Valid starting       Expires              Service principal
04/13/2017 14:12:29  04/14/2017 02:12:29  krbtgt/CHAOS@CHAOS
    renew until 04/14/2017 14:12:29
04/13/2017 14:12:29  04/14/2017 02:12:29  flux/jimbo.chaos@CHAOS
    renew until 04/14/2017 14:12:29

Here is a wireshark dump of the conversation with the KDC while the test runs

wireshark_pcapng_enp6s0_20170413130505_3UwkBX.pdf

garlick commented 7 years ago

The work to integrate gssapi into flux is checkpointed here:

https://github.com/garlick/flux-core/tree/gssapi

It includes tests that presume a working kerberos environment. It may be too difficult to get a functional kerberos environment set up in travis and hard to get test principals installed in institutional environments, so we need a way to skip these tests if kerberos is not available.

czmq changes not yet submitted:

https://github.com/garlick/czmq/tree/gssapi_support

In addition to the above, we we need to develop the GSSAPI ZAP handler in czmq, as the current one authorizes all connections (they will have already authenticated with Kerberos, but that should not be sufficient).

garlick commented 7 years ago

I've rebased this gssapi branch on current master.

I keep checking to see if there has been a libzmq release that includes my gssapi fixes. Not yet. The last release was 4,2,2 on 2017-02-18. Fixes were merged around 2017-04-21.

We should look into incorporating a test Kerberos KDC into testing with buildbot on AWS.

Above I suggested that we would need to replace the czmq zauth ZAP handler since it doesn't do access control.
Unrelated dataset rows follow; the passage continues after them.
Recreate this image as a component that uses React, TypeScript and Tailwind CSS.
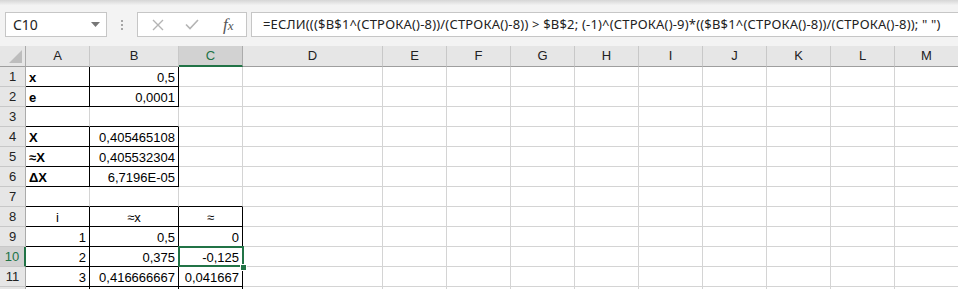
import React from 'react';

type Cell = { t?: string; a?: 'l' | 'r' | 'c'; b?: boolean; box?: boolean };

const COLS = ['A', 'B', 'C', 'D', 'E', 'F', 'G', 'H', 'I', 'J', 'K', 'L', 'M'];

const FORMULA =
  '=ЕСЛИ((($B$1^(СТРОКА()-8))/(СТРОКА()-8)) > $B$2; (-1)^(СТРОКА()-9)*(($B$1^(СТРОКА()-8))/(СТРОКА()-8)); " ")';

// rows 1..12, only the first three columns hold anything
const DATA: Cell[][] = [
  [{ t: 'x', a: 'l', b: true, box: true }, { t: '0,5', a: 'r', box: true }],
  [{ t: 'e', a: 'l', b: true, box: true }, { t: '0,0001', a: 'r', box: true }],
  [],
  [{ t: 'X', a: 'l', b: true, box: true }, { t: '0,405465108', a: 'r', box: true }],
  [{ t: '≈X', a: 'l', b: true, box: true }, { t: '0,405532304', a: 'r', box: true }],
  [{ t: 'ΔX', a: 'l', b: true, box: true }, { t: '6,7196E-05', a: 'r', box: true }],
  [],
  [{ t: 'i', a: 'c', box: true }, { t: '≈x', a: 'c', box: true }, { t: '≈', a: 'c', box: true }],
  [{ t: '1', a: 'r', box: true }, { t: '0,5', a: 'r', box: true }, { t: '0', a: 'r', box: true }],
  [{ t: '2', a: 'r', box: true }, { t: '0,375', a: 'r', box: true }, { t: '-0,125', a: 'r', box: true }],
  [{ t: '3', a: 'r', box: true }, { t: '0,416666667', a: 'r', box: true }, { t: '0,041667', a: 'r', box: true }],
  [{ box: true }, { box: true }, { box: true }],
];

const boxed = (r: number, c: number) => !!DATA[r]?.[c]?.box;

function CellView({ r, c }: { r: number; c: number }) {
  const cell = DATA[r]?.[c] ?? {};
  const right = boxed(r, c) || boxed(r, c + 1) ? 'border-r-black' : 'border-r-[#d4d4d4]';
  const bottom = boxed(r, c) || boxed(r + 1, c) ? 'border-b-black' : 'border-b-[#d4d4d4]';
  const align =
    cell.a === 'r' ? 'justify-end pr-[3px]' : cell.a === 'c' ? 'justify-center' : 'justify-start pl-[3px]';
  return (
    <div
      className={`flex h-[20px] items-center overflow-hidden whitespace-nowrap border-r border-b bg-white pt-[2px] text-[13px] text-black ${right} ${bottom} ${align} ${
        cell.b ? 'font-bold' : ''
      }`}
    >
      {cell.t}
    </div>
  );
}

export default function App() {
  return (
    <div className="h-[289px] w-[958px] overflow-hidden bg-[#f3f3f3] font-['Liberation_Sans',sans-serif]">
      <div className="h-[5px] bg-gradient-to-b from-[#d6d6d6] to-[#f1f1f1]" />

      {/* name box + formula bar */}
      <div className="mt-[7px] flex h-[25px] items-stretch font-['Noto_Sans',sans-serif]">
        <div className="ml-[5px] flex w-[102px] shrink-0 items-center justify-between border border-[#c6c6c6] bg-white pl-[7px] pr-[6px] text-[14px] text-[#222]">
          <span>C10</span>
          <svg width="9" height="5" viewBox="0 0 9 5">
            <polygon points="0,0 9,0 4.5,5" fill="#777" />
          </svg>
        </div>
        <div className="flex w-[30px] shrink-0 flex-col items-center justify-center gap-[2px]">
          <span className="h-[2px] w-[2px] bg-[#a6a6a6]" />
          <span className="h-[2px] w-[2px] bg-[#a6a6a6]" />
          <span className="h-[2px] w-[2px] bg-[#a6a6a6]" />
        </div>
        <div className="flex w-[110px] shrink-0 items-center border border-[#c6c6c6] bg-white">
          <svg className="ml-[14px]" width="12" height="12" viewBox="0 0 12 12">
            <path d="M1 1 L11 11 M11 1 L1 11" stroke="#b4b4b4" strokeWidth="1.4" fill="none" />
          </svg>
          <svg className="ml-[21px]" width="14" height="11" viewBox="0 0 14 11">
            <path d="M1 5.5 L5 9.5 L13 1" stroke="#b4b4b4" strokeWidth="1.6" fill="none" />
          </svg>
          <span className="ml-[24px] font-['Liberation_Serif',serif] text-[17px] italic leading-none text-[#555]">
            f<span className="text-[13px]">x</span>
          </span>
        </div>
        <div className="ml-[4px] flex min-w-0 flex-1 items-center overflow-hidden border border-r-0 border-[#c6c6c6] bg-white pl-[11px] text-[13px] tracking-[0.18px] whitespace-nowrap text-[#222]">
          {FORMULA}
        </div>
      </div>

      {/* sheet */}
      <div className="relative mt-[9px] grid grid-cols-[26px_64px_89px_64px_140px_repeat(9,64px)]">
        {/* header row */}
        <div className="relative h-[21px] border-r border-b border-r-[#ababab] border-b-[#9e9e9e] bg-[#e6e6e6]">
          <svg className="absolute right-[3px] bottom-[3px]" width="13" height="13" viewBox="0 0 13 13">
            <polygon points="13,0 13,13 0,13" fill="#bdbdbd" />
          </svg>
        </div>
        {COLS.map((l) => (
          <div
            key={l}
            className={`flex h-[21px] items-center justify-center text-[13px] ${
              l === 'C'
                ? 'border-r border-b-2 border-r-[#ababab] border-b-[#217346] bg-[#d2d2d2] text-[#217346]'
                : 'border-r border-b border-r-[#c8c8c8] border-b-[#9e9e9e] bg-[#e6e6e6] text-[#222]'
            }`}
          >
            {l}
          </div>
        ))}

        {DATA.map((_, r) => (
          <React.Fragment key={r}>
            <div
              className={`flex h-[20px] items-center justify-center pt-[1px] text-[13px] ${
                r === 9
                  ? 'border-r-2 border-b border-r-[#217346] border-b-[#c8c8c8] bg-[#d2d2d2] text-[#217346]'
                  : 'border-r border-b border-r-[#ababab] border-b-[#c8c8c8] bg-[#e6e6e6] text-[#222]'
              }`}
            >
              {r < 11 ? r + 1 : ''}
            </div>
            {COLS.map((_, c) => (
              <CellView key={c} r={r} c={c} />
            ))}
          </React.Fragment>
        ))}

        {/* active cell C10 */}
        <div className="absolute top-[200px] left-[178px] h-[21px] w-[66px] border-2 border-[#217346]" />
        <div className="absolute top-[218px] left-[240px] h-[7px] w-[7px] border border-white bg-[#217346]" />
      </div>
    </div>
  );
}
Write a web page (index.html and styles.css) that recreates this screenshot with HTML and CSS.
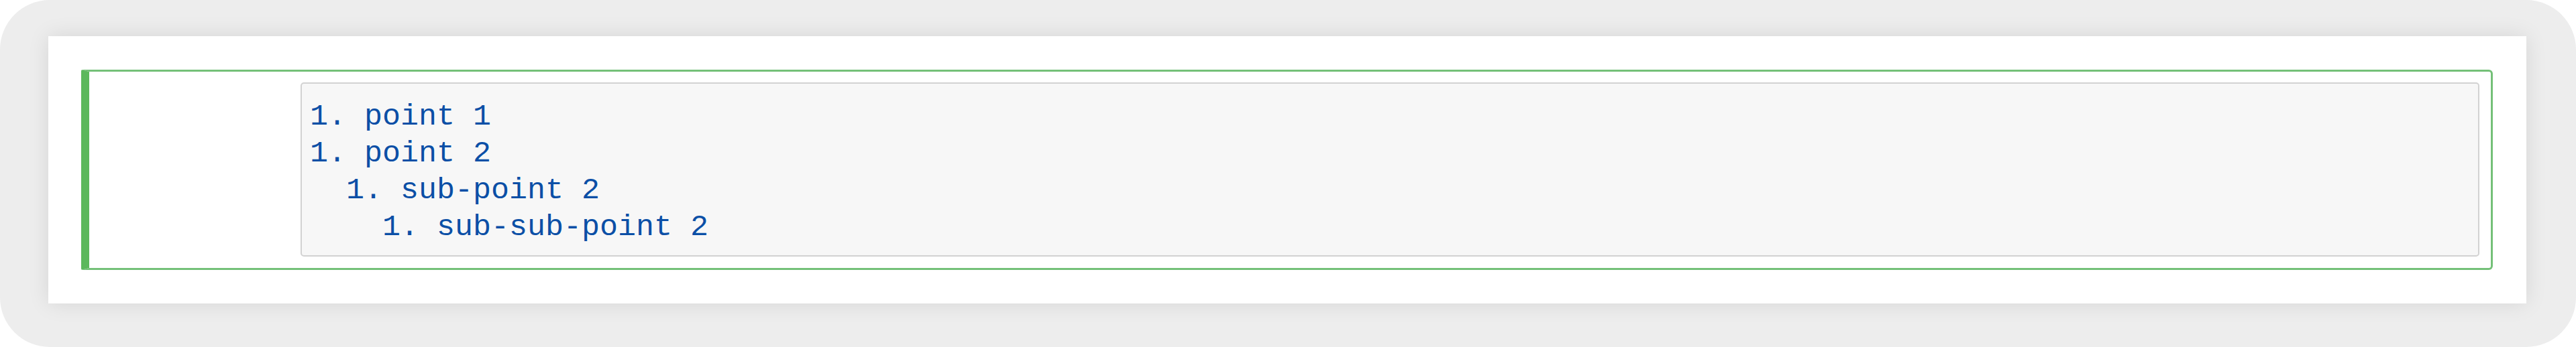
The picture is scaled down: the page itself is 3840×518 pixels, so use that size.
FILE: index.html
```html
<!DOCTYPE html>
<html lang="en">
<head>
<meta charset="utf-8">
<title>Markdown cell</title>
<link rel="stylesheet" href="styles.css">
</head>
<body>
<div class="frame">
  <div class="panel">
    <div class="cell">
      <div class="prompt"></div>
      <div class="editor">
        <pre class="code"><span class="ln">1. point 1</span>
<span class="ln">1. point 2</span>
<span class="ln">  1. sub-point 2</span>
<span class="ln">    1. sub-sub-point 2</span></pre>
      </div>
    </div>
  </div>
</div>
</body>
</html>
```

FILE: styles.css
```css
html, body {
  margin: 0;
  padding: 0;
  background: #ffffff;
}

.frame {
  box-sizing: border-box;
  width: 3840px;
  height: 518px;
  background: #ededed;
  border-radius: 74px;
  padding: 54px 74px 65px 72px;
  display: flex;
}

.panel {
  flex: 1;
  background: #ffffff;
  box-shadow: 0 0 30px rgba(0, 0, 0, 0.1);
  padding: 50px 50px 50px 49px;
  display: flex;
}

.cell {
  flex: 1;
  display: flex;
  border: 3px solid #74c078;
  border-left: 12px solid #5cb85c;
  border-radius: 2px 6px 6px 2px;
  padding: 16px 17px 17px 0;
}

.prompt {
  width: 315px;
  flex: none;
}

.editor {
  flex: 1;
  background: #f7f7f7;
  border: 2px solid #d2d2d2;
  border-radius: 5px;
  padding: 22px 12px 14px 12px;
}

.code {
  margin: 0;
  font-family: "Liberation Mono", "Courier New", monospace;
  font-size: 45px;
  line-height: 55px;
  color: #0b4fa6;
  white-space: pre;
}
```
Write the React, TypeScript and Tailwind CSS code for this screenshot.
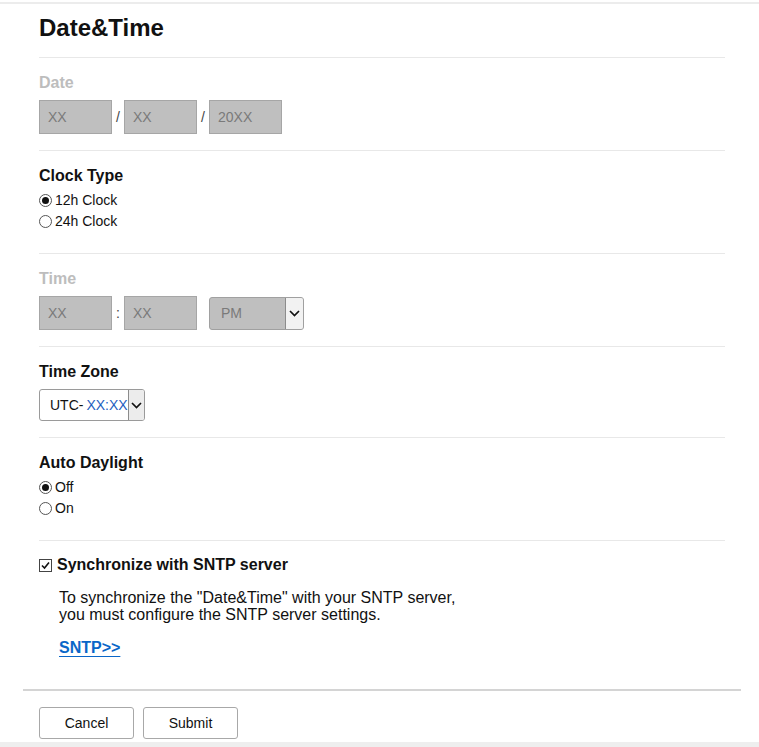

We might be able to work around that by using the User-Id metadata property - see #1281

garlick commented 6 years ago

Looks like my fixes were incorporated in zeromq-4.2.3, although I think it has to be built with --enable-drafts to be usable:

0MQ version 4.2.3 stable, released on 2017/12/13

garlick commented 6 years ago

zeromq-4.2.4 was just released, and shortly after tagging, the GSSAPI interfaces were moved out of DRAFT status, so the next release should be good to go.